_Data section:_
============================================================

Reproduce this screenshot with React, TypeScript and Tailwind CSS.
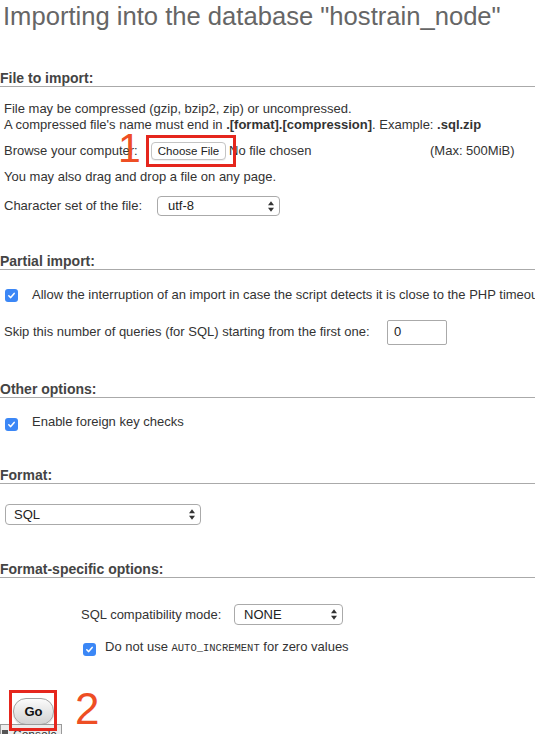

============================================================

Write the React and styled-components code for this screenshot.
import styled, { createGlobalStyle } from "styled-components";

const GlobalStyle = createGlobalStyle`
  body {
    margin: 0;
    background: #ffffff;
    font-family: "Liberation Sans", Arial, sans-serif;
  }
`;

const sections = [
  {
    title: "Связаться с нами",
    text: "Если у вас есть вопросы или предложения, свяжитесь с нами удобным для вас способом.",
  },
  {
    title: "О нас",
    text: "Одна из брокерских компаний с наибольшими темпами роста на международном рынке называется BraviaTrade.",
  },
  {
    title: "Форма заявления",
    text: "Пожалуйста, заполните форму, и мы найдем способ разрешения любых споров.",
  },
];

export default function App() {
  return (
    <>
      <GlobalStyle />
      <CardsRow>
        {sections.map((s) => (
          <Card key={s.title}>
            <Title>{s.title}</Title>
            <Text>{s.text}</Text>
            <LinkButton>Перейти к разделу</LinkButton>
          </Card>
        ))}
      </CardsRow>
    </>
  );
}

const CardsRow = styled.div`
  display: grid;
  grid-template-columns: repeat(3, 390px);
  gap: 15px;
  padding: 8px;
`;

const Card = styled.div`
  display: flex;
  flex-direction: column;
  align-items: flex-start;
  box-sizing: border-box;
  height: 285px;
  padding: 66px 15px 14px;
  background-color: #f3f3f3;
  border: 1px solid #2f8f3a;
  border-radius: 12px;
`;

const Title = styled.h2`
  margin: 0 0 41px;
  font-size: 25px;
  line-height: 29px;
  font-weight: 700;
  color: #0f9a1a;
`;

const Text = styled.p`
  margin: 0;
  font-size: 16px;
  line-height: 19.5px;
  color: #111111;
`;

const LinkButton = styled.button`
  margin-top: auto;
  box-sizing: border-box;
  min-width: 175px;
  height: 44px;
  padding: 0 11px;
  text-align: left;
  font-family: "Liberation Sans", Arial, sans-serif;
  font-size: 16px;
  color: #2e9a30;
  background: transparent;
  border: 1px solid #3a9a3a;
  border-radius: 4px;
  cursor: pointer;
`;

============================================================

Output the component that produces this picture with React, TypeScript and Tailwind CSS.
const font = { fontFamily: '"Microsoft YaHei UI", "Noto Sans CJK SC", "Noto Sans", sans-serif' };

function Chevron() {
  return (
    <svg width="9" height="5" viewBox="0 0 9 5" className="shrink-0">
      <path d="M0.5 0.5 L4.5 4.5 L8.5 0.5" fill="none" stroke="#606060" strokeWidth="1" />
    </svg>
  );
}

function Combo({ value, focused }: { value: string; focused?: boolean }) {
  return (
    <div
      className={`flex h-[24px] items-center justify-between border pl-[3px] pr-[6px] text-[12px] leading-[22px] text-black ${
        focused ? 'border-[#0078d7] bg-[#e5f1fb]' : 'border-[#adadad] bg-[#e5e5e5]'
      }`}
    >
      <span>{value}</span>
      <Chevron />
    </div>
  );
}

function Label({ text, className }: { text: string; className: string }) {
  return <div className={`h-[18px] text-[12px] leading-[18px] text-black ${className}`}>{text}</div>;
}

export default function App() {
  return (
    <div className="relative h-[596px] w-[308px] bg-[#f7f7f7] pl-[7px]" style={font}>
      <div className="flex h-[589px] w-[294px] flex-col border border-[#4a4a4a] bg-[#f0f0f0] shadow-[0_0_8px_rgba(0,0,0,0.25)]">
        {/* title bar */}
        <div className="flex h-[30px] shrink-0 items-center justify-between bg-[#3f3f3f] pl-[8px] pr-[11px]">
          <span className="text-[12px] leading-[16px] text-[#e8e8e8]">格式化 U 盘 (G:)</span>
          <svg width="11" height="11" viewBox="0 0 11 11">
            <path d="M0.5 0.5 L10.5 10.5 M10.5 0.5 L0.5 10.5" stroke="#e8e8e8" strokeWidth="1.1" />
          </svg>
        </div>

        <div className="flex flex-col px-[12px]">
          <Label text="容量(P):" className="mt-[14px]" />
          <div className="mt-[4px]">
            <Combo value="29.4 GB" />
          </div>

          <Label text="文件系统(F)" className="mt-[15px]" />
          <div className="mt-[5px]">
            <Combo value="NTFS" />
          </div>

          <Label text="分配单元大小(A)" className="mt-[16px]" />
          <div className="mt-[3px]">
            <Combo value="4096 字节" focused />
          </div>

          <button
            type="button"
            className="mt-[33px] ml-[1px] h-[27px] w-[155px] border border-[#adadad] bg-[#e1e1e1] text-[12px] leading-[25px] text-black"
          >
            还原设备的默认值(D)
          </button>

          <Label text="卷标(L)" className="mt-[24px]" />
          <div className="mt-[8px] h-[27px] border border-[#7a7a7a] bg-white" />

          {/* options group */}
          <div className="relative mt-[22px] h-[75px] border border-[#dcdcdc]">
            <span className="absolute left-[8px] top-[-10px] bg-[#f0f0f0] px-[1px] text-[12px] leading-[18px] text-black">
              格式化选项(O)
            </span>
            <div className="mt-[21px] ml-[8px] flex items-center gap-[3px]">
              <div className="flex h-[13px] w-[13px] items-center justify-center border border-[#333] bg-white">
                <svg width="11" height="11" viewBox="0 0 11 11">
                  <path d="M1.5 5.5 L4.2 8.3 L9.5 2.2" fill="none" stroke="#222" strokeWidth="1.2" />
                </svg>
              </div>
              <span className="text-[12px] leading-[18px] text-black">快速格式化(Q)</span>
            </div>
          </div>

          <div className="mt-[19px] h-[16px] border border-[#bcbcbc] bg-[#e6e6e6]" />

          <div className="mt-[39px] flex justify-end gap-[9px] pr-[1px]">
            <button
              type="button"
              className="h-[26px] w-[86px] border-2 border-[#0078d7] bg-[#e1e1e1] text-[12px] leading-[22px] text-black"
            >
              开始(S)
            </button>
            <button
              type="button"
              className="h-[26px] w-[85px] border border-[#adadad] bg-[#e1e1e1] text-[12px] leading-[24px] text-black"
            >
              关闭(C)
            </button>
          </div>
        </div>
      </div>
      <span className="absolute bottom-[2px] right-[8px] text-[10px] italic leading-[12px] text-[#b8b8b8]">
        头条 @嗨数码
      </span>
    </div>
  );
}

============================================================

_Aim:_
Pull out all lines from the listing that contain the string "React".

_Final result:_
Reproduce this screenshot with React, TypeScript and Tailwind CSS.
Write the React and styled-components code for this screenshot.
Output the component that produces this picture with React, TypeScript and Tailwind CSS.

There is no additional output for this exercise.